> [Collected data]

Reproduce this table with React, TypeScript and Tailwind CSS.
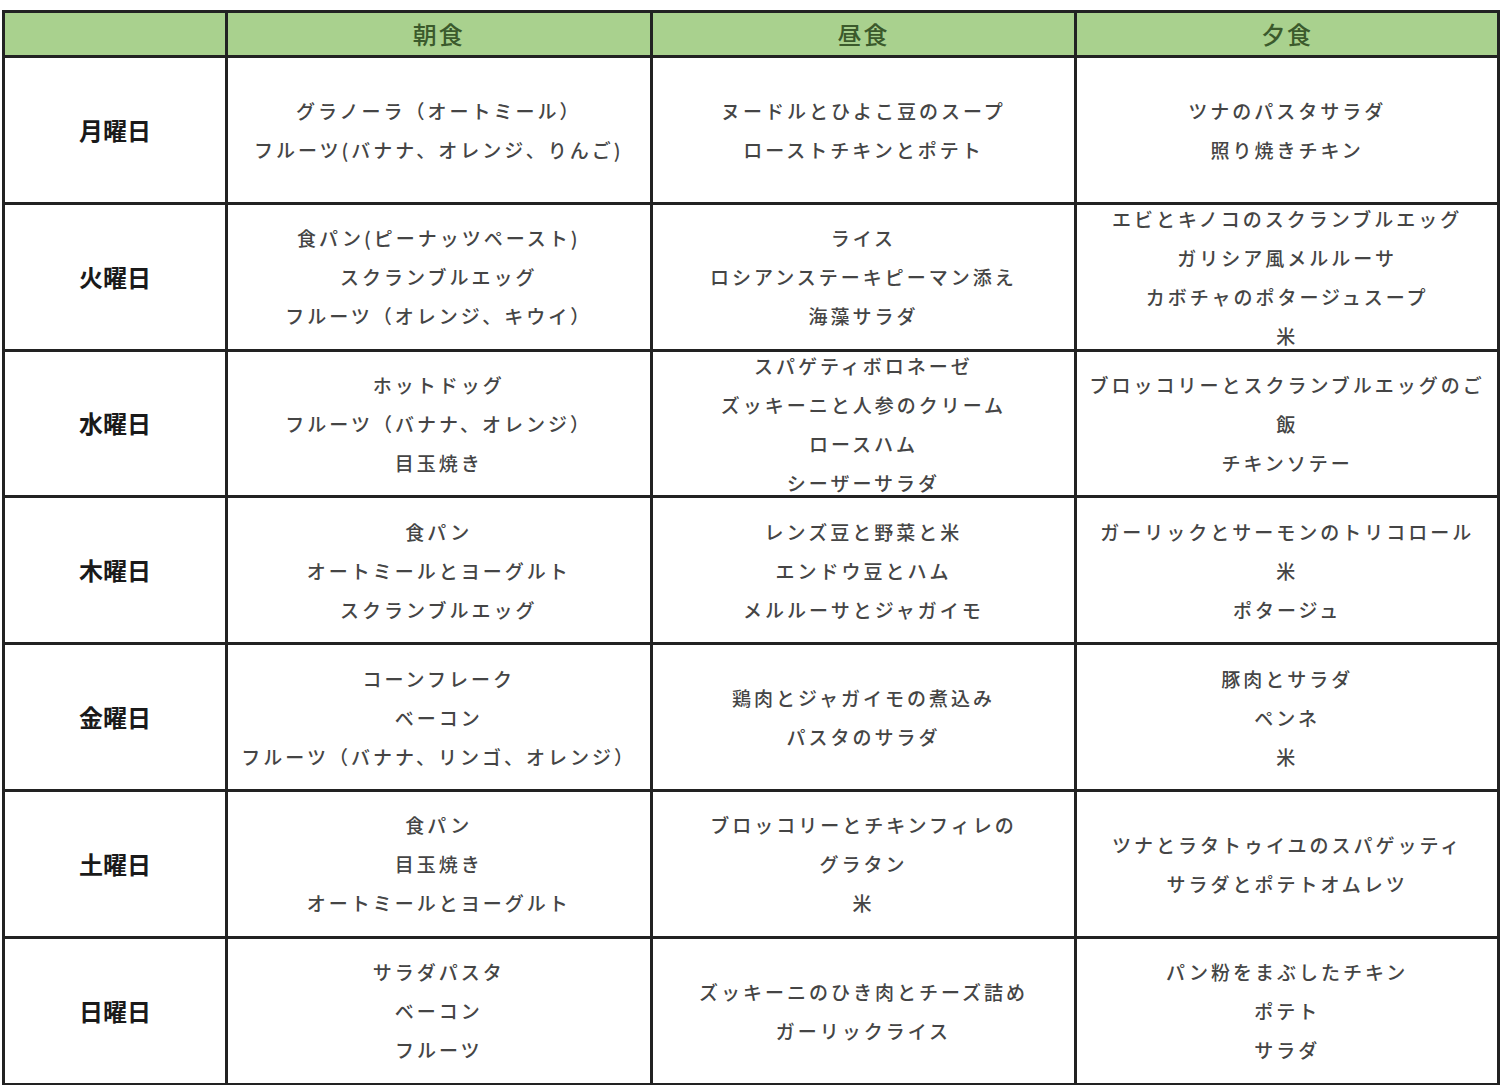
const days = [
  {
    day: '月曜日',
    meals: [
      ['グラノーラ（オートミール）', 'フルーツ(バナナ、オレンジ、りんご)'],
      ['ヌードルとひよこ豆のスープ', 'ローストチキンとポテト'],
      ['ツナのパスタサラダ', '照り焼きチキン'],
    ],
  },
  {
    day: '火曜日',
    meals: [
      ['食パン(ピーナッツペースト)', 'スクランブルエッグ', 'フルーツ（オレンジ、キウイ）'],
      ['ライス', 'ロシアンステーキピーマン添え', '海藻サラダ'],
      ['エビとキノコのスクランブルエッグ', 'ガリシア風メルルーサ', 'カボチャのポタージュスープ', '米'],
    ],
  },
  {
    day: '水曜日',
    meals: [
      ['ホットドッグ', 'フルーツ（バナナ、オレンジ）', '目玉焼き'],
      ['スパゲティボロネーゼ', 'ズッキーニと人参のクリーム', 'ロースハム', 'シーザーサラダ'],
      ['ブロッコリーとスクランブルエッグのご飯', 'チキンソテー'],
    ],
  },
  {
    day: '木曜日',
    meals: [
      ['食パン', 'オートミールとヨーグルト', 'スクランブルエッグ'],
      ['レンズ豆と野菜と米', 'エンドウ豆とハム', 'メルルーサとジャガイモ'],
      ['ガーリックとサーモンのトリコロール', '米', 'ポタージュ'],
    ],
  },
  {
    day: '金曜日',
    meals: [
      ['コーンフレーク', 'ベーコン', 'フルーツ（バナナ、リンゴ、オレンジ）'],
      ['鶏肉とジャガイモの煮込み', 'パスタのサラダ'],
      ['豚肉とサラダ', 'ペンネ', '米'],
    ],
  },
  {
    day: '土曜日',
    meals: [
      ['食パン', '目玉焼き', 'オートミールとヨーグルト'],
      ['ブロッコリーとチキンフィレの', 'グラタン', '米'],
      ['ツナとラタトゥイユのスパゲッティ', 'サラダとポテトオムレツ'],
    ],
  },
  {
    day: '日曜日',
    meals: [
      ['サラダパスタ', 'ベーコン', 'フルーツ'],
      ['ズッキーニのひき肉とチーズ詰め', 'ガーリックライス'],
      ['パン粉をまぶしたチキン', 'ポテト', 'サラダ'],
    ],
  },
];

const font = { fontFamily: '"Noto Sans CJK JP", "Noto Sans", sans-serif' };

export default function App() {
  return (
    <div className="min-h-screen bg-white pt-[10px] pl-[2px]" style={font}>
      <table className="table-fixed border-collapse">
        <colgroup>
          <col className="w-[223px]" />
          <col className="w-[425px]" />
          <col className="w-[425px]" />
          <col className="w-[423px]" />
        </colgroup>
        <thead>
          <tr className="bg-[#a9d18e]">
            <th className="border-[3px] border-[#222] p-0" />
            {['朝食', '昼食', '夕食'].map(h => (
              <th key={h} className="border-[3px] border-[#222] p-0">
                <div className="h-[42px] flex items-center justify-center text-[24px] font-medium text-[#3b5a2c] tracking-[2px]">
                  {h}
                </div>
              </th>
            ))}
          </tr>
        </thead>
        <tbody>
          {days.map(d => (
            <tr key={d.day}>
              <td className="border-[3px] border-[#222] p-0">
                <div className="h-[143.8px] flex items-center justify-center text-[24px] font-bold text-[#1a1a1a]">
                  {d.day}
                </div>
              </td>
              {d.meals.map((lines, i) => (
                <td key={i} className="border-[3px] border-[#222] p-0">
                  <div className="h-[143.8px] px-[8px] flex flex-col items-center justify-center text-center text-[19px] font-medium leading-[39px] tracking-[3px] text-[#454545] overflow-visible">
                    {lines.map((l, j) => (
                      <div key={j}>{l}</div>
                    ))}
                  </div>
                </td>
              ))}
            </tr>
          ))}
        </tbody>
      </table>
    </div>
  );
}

> [Do this] Copy each line of the listing that includes "table".

> [Answer]
Reproduce this table with React, TypeScript and Tailwind CSS.
      <table className="table-fixed border-collapse">
      </table>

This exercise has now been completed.